A derrota e o desmantelamento do bloco soviético provocaram a ruptura, em favor do bloco capitalista agrupado na OTAN, da correlação internacional de forças, abrindo brecha para um novo surto de agressões coloniais. Mas não só os povos periféricos sofreram as conseqüências perversas da contra-revolução burguesa de 1989-1991. Enquanto tinha durado o “perigo comunista”, as burguesias dos países imperialistas, principalmente europeus, aceitaram as conquistas sociais dos trabalhadores. A derrota do comunismo soviético permitiu-lhes desencadear, pela brecha aberta na década anterior por Reagan e Thatcher, ataque frontal ao “Estado de bem-estar”, ao qual o movimento operário tem resistido, com êxito variável. Mas a influência largamente majoritária dos partidos social-democratas sobre os grandes sindicatos europeus bloqueia a luta anticapitalista, sobretudo no terreno eleitoral. Em curto prazo, não se vê como pôr fim à alternância, sem alternativa de fundo, de governos neoliberais e social-democratas, ambos levando adiante, estes mais moderadamente, a mesma política de redução dos “custos sociais” da valorização do capital.

A contestação da ordem mundial imposta pelo capital financeiro provém, nesse começo do século XXI, dos povos e dos Estados que lutam contra a hegemonia estadunidense. Para eles, a grande tarefa histórica das próximas décadas é o desenvolvimento das forças produtivas e a distribuição a toda a sociedade dos frutos do progresso material. O aspecto principal da luta anticapitalista continuará sendo, provavelmente por muitas décadas, a luta antiimperialista. A conexão dessas duas lutas há de ser assegurada pelo movimento operário em aliança com o campesinato revolucionário, apoiados pela juventude e pela inteligência socialistas.
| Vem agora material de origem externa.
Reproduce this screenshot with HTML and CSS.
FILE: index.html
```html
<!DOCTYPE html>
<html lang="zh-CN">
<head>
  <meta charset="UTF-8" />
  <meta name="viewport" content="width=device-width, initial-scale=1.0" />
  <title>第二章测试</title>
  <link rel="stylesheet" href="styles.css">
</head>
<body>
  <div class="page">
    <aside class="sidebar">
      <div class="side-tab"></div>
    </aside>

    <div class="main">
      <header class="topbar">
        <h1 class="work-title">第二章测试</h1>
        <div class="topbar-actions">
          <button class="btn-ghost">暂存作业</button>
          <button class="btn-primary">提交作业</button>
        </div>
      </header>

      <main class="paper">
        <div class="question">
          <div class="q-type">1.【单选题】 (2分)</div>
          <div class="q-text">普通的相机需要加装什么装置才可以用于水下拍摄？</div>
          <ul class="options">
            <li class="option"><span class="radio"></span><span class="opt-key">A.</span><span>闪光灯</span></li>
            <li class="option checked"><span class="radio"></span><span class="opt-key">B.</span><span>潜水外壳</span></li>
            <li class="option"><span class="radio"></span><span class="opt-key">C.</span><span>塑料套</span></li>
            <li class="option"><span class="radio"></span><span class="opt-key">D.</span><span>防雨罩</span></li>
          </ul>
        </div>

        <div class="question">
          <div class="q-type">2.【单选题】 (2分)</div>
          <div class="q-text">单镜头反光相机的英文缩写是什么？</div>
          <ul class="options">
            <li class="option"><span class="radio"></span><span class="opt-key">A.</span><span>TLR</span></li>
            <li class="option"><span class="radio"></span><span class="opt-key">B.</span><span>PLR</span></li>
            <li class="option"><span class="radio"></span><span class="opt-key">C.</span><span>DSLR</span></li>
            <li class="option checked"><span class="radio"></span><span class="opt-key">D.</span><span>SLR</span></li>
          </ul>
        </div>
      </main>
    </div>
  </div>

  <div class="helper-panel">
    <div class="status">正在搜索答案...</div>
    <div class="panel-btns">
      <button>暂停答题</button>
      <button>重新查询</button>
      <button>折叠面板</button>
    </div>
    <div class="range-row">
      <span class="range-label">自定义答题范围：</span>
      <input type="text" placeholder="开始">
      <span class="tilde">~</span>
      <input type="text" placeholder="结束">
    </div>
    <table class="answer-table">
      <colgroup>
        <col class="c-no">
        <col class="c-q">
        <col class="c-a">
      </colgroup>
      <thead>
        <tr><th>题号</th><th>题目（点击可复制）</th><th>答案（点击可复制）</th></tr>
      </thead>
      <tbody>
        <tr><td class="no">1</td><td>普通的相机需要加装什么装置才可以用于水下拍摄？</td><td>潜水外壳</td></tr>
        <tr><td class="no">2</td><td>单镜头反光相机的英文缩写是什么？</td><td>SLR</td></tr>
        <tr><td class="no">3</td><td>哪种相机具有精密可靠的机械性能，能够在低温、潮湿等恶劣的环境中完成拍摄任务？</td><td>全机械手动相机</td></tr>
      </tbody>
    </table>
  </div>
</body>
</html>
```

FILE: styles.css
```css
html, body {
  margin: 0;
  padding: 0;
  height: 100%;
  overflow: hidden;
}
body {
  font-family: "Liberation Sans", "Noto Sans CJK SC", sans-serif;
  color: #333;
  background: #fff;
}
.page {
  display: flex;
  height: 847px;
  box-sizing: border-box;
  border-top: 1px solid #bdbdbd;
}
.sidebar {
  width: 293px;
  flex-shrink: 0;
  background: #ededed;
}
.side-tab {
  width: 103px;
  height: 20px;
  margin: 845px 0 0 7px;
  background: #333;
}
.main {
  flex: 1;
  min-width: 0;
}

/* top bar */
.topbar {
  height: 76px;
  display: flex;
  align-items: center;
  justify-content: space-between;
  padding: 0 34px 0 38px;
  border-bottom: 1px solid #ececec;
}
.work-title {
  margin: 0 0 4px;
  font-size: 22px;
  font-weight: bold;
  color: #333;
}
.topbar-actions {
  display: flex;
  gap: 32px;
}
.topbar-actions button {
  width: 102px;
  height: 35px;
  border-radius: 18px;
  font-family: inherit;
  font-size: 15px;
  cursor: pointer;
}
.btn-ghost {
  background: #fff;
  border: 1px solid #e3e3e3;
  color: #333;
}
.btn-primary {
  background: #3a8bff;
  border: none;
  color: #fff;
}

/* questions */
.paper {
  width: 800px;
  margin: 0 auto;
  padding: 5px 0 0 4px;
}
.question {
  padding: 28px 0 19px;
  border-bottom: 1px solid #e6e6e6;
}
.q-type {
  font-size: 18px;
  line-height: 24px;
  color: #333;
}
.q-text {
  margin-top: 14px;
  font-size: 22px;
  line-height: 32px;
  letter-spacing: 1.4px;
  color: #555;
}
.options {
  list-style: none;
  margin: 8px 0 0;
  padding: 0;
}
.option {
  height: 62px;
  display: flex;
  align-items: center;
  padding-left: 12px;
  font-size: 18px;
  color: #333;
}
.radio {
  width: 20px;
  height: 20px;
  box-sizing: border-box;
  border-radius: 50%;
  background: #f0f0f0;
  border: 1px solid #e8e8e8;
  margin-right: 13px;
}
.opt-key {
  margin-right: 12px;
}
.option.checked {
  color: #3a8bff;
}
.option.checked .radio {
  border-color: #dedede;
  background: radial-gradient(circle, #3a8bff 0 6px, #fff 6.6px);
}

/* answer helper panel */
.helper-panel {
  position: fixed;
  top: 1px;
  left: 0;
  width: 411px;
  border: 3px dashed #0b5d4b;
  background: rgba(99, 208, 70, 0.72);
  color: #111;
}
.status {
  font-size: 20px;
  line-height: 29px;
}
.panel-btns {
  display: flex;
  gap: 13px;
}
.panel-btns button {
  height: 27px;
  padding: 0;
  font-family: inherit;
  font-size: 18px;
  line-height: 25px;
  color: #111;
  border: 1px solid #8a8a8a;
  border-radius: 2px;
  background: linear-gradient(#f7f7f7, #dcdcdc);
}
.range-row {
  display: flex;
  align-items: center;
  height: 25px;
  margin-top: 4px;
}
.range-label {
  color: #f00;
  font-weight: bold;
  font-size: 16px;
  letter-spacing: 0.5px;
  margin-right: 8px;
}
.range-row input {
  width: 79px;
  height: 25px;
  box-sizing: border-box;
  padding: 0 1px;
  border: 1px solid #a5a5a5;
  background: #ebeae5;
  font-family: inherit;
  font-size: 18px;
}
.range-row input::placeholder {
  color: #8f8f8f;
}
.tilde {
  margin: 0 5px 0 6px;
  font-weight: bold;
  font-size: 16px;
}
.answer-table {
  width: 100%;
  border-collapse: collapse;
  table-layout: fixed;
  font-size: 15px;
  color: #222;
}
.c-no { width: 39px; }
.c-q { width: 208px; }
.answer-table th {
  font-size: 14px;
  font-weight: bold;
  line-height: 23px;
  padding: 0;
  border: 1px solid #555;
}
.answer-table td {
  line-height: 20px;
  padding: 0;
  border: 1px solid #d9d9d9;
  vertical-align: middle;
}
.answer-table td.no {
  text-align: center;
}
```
João Quartim de Moraes é professor de Filosofia da Unicamp.

Notas

1 Luigi Cortese “Lenin e il problema dello Stato”, in Lenin e il Novecento, Domenico Losurdo e Ruggero Giacomini, organizadores, Nápoles, La Città del Sole”, 1997, p. 244.
2 Cf. Lênin, Oeuvres, Paris-Moscou, tomo 20, 1959, p.21.
3 Na introdução a uma nova edição de As lutas de classe na França de Marx.
4 Cortese, ib., p. 244.
5 Cf. Lênin, Oeuvres, Paris-Moscou, tomo 22, 1960, p. 298.